Examining Identity in Louisiana’s 19th-Century Black Literature

“In the French meat market, New Orleans” (Schomburg Center for Research in Black Culture)

Slave narratives were a central genre of African American literature in antebellum America. Still, some authors wrote fiction works, the first of whom is recorded to be Victor Séjour, a Louisianian whose native language was French. In 1837, he published a short story bearing the title “Le Mulâtre” (“The Mulatto”). This work is considered as the first fiction written by an African American ever to be published in the United States.

The African American French-speaking community in Louisiana, and especially in New Orleans, dated back to the 17th century and the colonization of the region by France. During the 18th century, many African Americans were enslaved in Louisiana. Others migrated from Santo Domingo, which was under French rule, to settle in the region of New Orleans, thus contributing to the development of a large Francophone group of African descent.
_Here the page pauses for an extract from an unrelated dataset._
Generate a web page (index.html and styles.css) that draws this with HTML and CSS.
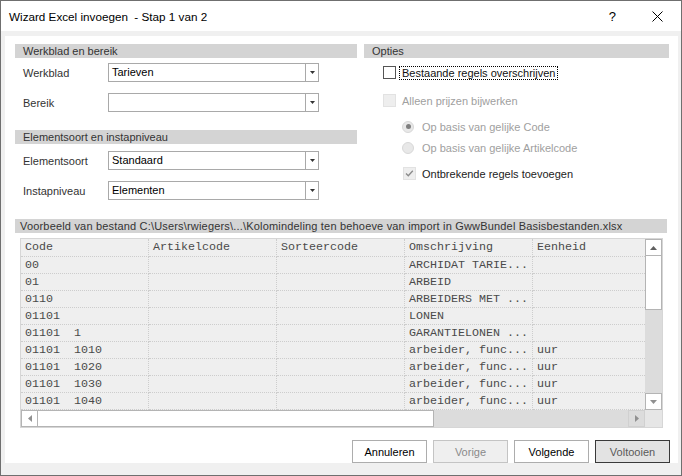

As the Europeans of New Orleans were mostly of Spanish and French origin, French was the vehicular language used between individuals, explaining the use of French in African American Louisianian literature.

When the territory of Louisiana, stretching from modern-day Montana to the Gulf of Mexico, was acquired by the United States in 1803, the use of the French language and French Creole—a mix of French, Caribbean, and African languages—took a new form: that of a cultural identification and separation with the English-speaking authorities. Reading, writing, and living with French was a way to assert one’s identity. 1 In this context, Séjour’s works appear as an assertion of one’s proper fight for his heritage. A fervent opponent to slavery, this African American author was educated in a rich family and spent most of his career in Paris. Séjour’s time in France contributed to a rediscovery of French-speaking Louisianians in the French upper-class. Even though most of his works are directed to a French audience, and do not address American slavery directly, the rediscovery of this author by American researchers in the 20th century reestablished his position as an abolitionist.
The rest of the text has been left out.